OTTO VON PASSAU.
Boec des gulden thrones of der xxiiij ouden ende hoemen elken vinden mach ende van hoerren leringhen die si leren om te comen totten ewighen leven.
A fine mixture of Christian and Pagan wisdom Haarlem, (Jacob Bellaert), 1484. Folio. Modern vellum.With large woodcut printer's device on verso of last leaf, 24 woodcut illustrations of one of the "Old Men" teaching a young female kneeling in front of him, printed from 4 different blocks, and all initials suplied by hand, incl. several beautiful large initials richly decorated and coloured by hand in red and purple with fine penwork in the margins, text rubricated throughout. (1 blank, 3), 136 (=135), (1) lvs. The second Dutch edition of Otto van Passau's religious instructive work, first published at Utrecht in 1480. "The Golden Throne of the 24 Old Men" is the only work known to have been left by Otto Von Passau, a Franciscan preacher who lived in the second half of the 14th century. The work is to be dated at 1383, and represents a fine mixture of Christian and Pagan wisdom. It is divided into 24 chapters, each containing a lecture by one of the old men of the Apocalipse, teaching nuns and brothers of lay orders a way of life which will lead them to the "Golden Throne" of eternal bliss.

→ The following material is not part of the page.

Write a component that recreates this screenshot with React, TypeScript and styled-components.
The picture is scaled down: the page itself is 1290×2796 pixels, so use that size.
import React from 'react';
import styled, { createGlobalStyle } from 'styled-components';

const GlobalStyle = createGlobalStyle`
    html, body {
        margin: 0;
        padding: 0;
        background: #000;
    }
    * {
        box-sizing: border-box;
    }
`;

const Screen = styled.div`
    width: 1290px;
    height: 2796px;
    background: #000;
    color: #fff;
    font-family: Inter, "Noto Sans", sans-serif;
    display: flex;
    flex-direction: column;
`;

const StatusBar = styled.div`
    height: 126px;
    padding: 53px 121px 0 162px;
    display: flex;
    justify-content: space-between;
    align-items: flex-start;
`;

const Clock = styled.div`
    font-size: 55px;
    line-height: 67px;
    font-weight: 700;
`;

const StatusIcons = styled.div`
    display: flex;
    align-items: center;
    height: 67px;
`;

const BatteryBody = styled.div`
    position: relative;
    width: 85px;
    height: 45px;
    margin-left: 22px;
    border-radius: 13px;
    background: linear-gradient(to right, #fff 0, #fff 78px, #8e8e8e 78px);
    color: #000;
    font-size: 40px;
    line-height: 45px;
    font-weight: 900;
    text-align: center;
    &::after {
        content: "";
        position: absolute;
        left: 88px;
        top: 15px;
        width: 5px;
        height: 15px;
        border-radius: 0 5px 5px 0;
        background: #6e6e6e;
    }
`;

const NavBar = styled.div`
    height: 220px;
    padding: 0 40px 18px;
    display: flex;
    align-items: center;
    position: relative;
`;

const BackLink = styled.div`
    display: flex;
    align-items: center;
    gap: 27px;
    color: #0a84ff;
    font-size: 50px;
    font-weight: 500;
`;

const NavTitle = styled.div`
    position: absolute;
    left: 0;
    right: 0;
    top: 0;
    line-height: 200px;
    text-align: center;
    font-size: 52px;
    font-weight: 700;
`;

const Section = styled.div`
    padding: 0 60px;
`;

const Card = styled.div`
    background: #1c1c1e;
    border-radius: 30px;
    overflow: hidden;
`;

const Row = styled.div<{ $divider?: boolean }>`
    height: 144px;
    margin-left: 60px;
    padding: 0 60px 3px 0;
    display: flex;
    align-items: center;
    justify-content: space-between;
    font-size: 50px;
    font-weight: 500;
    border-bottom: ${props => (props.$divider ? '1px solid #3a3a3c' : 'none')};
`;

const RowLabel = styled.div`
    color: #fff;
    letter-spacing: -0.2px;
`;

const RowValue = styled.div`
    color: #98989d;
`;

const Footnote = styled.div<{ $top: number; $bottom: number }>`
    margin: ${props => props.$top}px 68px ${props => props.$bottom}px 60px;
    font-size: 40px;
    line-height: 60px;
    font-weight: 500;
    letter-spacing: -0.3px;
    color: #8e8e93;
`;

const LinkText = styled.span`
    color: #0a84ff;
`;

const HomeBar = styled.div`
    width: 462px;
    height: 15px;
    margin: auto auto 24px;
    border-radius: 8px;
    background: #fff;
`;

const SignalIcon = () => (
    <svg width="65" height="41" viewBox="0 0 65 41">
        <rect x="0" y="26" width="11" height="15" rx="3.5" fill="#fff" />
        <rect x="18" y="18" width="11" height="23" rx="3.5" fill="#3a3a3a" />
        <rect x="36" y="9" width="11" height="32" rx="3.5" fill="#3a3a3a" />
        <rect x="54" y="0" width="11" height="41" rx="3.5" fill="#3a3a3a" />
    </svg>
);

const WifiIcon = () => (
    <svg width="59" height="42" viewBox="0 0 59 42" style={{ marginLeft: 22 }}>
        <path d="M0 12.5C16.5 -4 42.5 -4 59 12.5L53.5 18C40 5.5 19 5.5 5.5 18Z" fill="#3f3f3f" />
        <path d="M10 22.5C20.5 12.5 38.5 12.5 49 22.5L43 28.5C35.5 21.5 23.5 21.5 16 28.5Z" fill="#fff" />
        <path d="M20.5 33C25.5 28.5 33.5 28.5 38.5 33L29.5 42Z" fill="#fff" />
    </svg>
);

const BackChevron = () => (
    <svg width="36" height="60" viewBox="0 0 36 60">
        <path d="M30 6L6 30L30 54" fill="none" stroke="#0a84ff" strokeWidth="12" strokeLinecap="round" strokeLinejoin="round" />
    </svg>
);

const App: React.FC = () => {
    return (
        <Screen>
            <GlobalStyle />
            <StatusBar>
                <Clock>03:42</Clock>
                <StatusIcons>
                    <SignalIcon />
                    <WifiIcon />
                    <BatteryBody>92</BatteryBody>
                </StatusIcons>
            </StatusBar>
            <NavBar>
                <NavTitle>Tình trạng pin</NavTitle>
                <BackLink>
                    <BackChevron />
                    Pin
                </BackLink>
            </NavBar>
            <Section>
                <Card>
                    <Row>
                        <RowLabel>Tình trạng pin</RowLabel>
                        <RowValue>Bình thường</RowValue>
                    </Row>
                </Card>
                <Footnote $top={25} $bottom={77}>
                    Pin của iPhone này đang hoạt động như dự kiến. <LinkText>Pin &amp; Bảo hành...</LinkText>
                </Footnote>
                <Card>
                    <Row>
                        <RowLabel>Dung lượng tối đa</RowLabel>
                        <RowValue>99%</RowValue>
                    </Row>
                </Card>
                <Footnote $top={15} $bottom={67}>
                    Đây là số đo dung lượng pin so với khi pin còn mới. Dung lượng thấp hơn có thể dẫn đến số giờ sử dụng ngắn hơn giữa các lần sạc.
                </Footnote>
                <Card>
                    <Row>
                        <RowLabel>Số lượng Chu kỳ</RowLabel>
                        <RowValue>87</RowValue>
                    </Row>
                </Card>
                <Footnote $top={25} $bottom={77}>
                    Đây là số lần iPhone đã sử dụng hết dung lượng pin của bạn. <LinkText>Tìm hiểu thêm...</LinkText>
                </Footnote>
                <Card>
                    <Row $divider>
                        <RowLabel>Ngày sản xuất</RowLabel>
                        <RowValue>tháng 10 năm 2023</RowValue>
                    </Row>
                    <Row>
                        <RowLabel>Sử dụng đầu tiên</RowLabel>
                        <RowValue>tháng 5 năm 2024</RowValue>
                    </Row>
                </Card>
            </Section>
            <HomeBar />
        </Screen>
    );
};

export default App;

Each lecture has its own theme, like the essence of God and man, mourning, confession and penance, love, hope, the sacraments, friendship, death, the chosen, hell, the last things, etc. The work remained popular until the beginning of the 17th century. The book is finely printed in a good sized lettre bātarde, in two columns, with 39 lines to a column. It is also most attractively illustrated with charming woodcuts, printed from four different blocks, which came originally from Haarlem block books. The first four leaves contain the table of contents and prologue. Our copy is furthermore richly and beautifully adorned with decorated initials in colour supplied by hand and rubricated throughout. Good large-paper copy, with contemporary owner's manuscript entry on verso of first blank, and early 17th century manuscript provenance on blank verso of the Prologue.- (Sl. thumbed and waterst., rather severily waterst. at the end; margins of last leaves restored without loss of text). Goff O 125; Campbell 1343; Hain-Copinger 12132; Polain 2941; Oates 3649; Proctor 9171; BMC IX, 101.